Kelly also alleges that Defendant unlawfully retaliated against him in violation of the FMLA. The District Court held, and the parties do not dispute, that this claim is subject to the burden-shifting framework set forth in McDonnell Douglas Corp. v. Green, 411 U.S. 792, 93 S.Ct. 1817, 36 L.Ed.2d 668 (1973). See Graziadio, 817 F.3d at 429.

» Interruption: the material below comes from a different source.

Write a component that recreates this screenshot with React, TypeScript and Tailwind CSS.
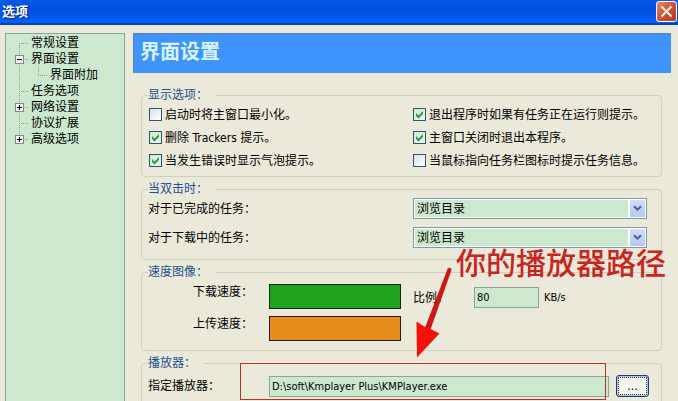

In support of his retaliation claim, Kelly identifies negative annual reviews (from 2014 and 2015), discipline (including verbal and written warnings), and constructive termination as adverse employment actions taken against him in retaliation for exercising his FMLA rights, namely, taking six weeks of leave beginning in September 2014 and informally seeking leave in October 2015. The District Court assumed arguendo that Kelly did not voluntarily resign his position and that the verbal and written warnings complained of constituted adverse employment actions. It then concluded that Kelly had stated a prima facie case; Defendant offered legitimate, non-discriminatory reasons for its actions—i.e., Kelly's well-documented and long-running behavioral and performance issues, which began prior to any FMLA request or leave; and that Kelly failed to offer evidence to sustain his ultimate burden of showing that the proffered explanations were pretextual. Accordingly, the District Court granted Defendant's summary judgment motion. For substantially the reasons set forth in the District Court's thorough August 29, 2019 Opinion and Order, we affirm.
We have reviewed all the arguments raised by Kelly on appeal and find them to be without merit. For the foregoing reasons, we AFFIRM the August 29, 2019 judgment of the District Court.